L’IGAS estime que la sanction aurait dû être bien plus lourde, en plus d’avoir plaidé en juillet 2013 pour un arrêt immédiat du marché. A l’issue de cet accord amiable, l’Etat a en effet bien appliqué une réfaction de 1,9 million pour les dossiers contestés, mais il a versé le solde des factures en attente, soit 2,3 millions. L’IGAS estime au contraire que l’Etat n’aurait rien dû verser et plutôt dû récupérer plus de 500 000 euros.
Emanuelle Wargon, la déléguée générale à l’emploi et à la formation professionnelle (DGEFP) qui a piloté le dossier au nom de l’Etat, conteste ce chiffre dans sa réponse au rapport en assurant que ses services ont mené « un long travail rigoureux de vérification des dossiers mis en cause » et que cette transaction n’est pas « plus favorable pour l’opérateur, mais plus exacte ».
AVANCE DE POLE EMPLOI
Reste que ce soutien jusqu’ici indéfectible de Pôle emploi et de l’Etat à C3 et à son patron Thierry Frère interroge nombre d’acteurs. Pôle emploi a en effet versé en février une avance sur marché de 3,5 millions pour éviter l’arrêt immédiat des activités. Ce type d’« avance de trésorerie n’a à notre connaissance jamais été le cas pour d’autres opérateurs dans des situations similaires« , dénonce Gérard Brédy, président du syndicat des organismes de formation de l’économie sociale. L’opérateur avait alors justifié cette avance par la crainte que des dizaines de milliers de chômeurs se retrouvent sans aucun suivi. Une éventualité qui risque pourtant de se concrétiser de toute façon si C3 doit fermer dans les prochaines semaines. Interrogés en marge de la conférence sociale, ni le directeur de Pôle emploi, ni le directeur de cabinet de François Rebsamen, le ministre du travail et de l’emploi, n’ont souhaité répondre aux questions du Monde.

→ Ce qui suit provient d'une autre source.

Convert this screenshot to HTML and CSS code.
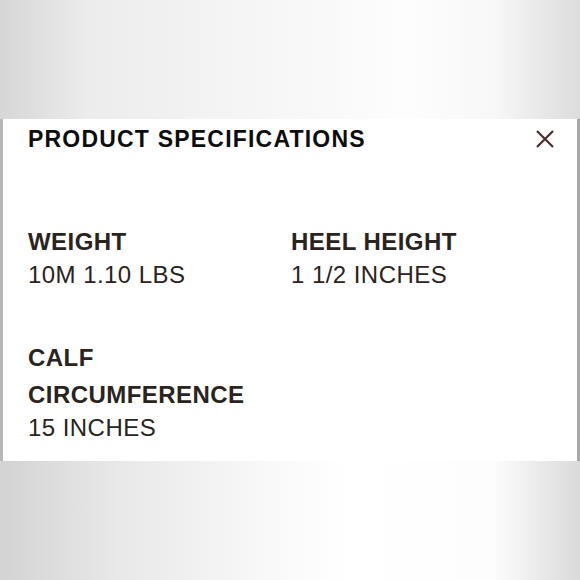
FILE: index.html
```html
<!DOCTYPE html>
<html>
<head>
<meta charset="utf-8">
<link rel="stylesheet" href="styles.css">
</head>
<body>
<div class="band band-top"></div>
<div class="panel-row">
  <section class="panel">
    <header class="panel-head">
      <h1 class="title">PRODUCT SPECIFICATIONS</h1>
      <button class="close" aria-label="Close">
        <svg width="20" height="20" viewBox="0 0 20 20"><path d="M2 2 L18 18 M18 2 L2 18" stroke="#4a2c2c" stroke-width="2.2" fill="none"/></svg>
      </button>
    </header>
    <div class="specs">
      <div class="spec">
        <div class="label">WEIGHT</div>
        <div class="value">10M 1.10 LBS</div>
      </div>
      <div class="spec">
        <div class="label">HEEL HEIGHT</div>
        <div class="value">1 1/2 INCHES</div>
      </div>
      <div class="spec">
        <div class="label">CALF CIRCUMFERENCE</div>
        <div class="value">15 INCHES</div>
      </div>
    </div>
  </section>
</div>
<div class="band band-bottom"></div>
</body>
</html>
```
FILE: styles.css
```css
html, body { margin: 0; padding: 0; }
body {
  width: 580px;
  height: 580px;
  overflow: hidden;
  font-family: "Liberation Sans", Arial, sans-serif;
  background: #eee;
  display: flex;
  flex-direction: column;
}
.band {
  height: 119px;
  background: linear-gradient(90deg, #d6d6d6 0%, #ececec 15%, #f6f6f6 45%, #fdfdfd 70%, #f8f8f8 85%, #dcdcdc 100%);
}
.band-bottom {
  flex: 1;
  background: linear-gradient(90deg, #d3d3d3 0%, #e8e8e8 20%, #f8f8f8 45%, #ffffff 60%, #fdfdfd 85%, #dadada 100%);
}
.panel-row {
  height: 342px;
  background: linear-gradient(90deg, #b8b8b8 0, #b8b8b8 3px, transparent 3px, transparent 577px, #a8a8a8 577px);
  padding: 0 3px;
}
.panel {
  background: #fff;
  height: 100%;
  padding: 0 0 0 25px;
  box-sizing: border-box;
}
.panel-head {
  display: flex;
  justify-content: space-between;
  align-items: center;
  padding-top: 5px;
  padding-right: 22px;
}
.title {
  margin: 0;
  font-size: 23px;
  line-height: 30px;
  font-weight: 700;
  color: #0d0d0d;
  letter-spacing: 1.2px;
}
.close {
  border: 0;
  background: none;
  padding: 0;
  width: 20px;
  height: 20px;
  display: flex;
}
.specs {
  display: grid;
  grid-template-columns: 263px 263px;
  row-gap: 50px;
  margin-top: 69px;
}
.label {
  font-size: 24px;
  line-height: 37px;
  font-weight: 700;
  color: #2a2320;
  letter-spacing: 0.45px;
}
.value {
  font-size: 24px;
  line-height: 29px;
  color: #2a2320;
  letter-spacing: 0.45px;
}
```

C3 Consultants fait par ailleurs l’objet d’une autre enquête menée par le parquet de Nantes sur des soupçons d’abus de biens sociaux de Thierry Frère. Placé en garde à vue en mai, il est soupçonné d’avoir fait faire des travaux dans son domicile aux frais de la société. La justice s’interroge également sur le financement du club de basket féminin qu’il présidait jusqu’au printemps. 1,9 million d’euros ont été versés par C3 à ce club entre 2010 et 2013, un montant qualifié d’« d’excessif » par l’administrateur judiciaire. Il faut rappeler que l’immense partie du chiffre d’affaires de C3 est issu de fonds publics.
MARCHE MALADE
De son côté, Thierry Frère estime, dans un communiqué envoyé à la presse mercredi, que ce qu’il qualifie de « retard de paiement de la DGEFP » et de « campagne de dénigrement médiatique » sont responsables de la faillite de son entreprise. « Comment convaincre des banquiers, des investisseurs lorsque, chaque semaine, de nombreux articles salissent l’image de l’entreprise ? », s’interroge-t-il.
Hasard du calendrier, C3 fait faillite alors que la Cour des comptes rend un rapport sévère sur le recours au privé par Pôle emploi. La « gestion principalement administrative » des marchés « n’a pas permis d’engager des expérimentations novatrices » et la « faiblesse et l’irrégularité des flux de demandeurs d’emploi » orientés vers les prestataires privés « ont contribué à mettre en péril (…) certaines prestations, et parfois l’existence même des opérateurs », observe-t-elle. 12 des 23 principaux opérateurs présentent ainsi des risques de défaillance « élevés » ou « très élevés ». C3 Consultants n’est que le plus grave symptôme d’un marché décidément bien malade.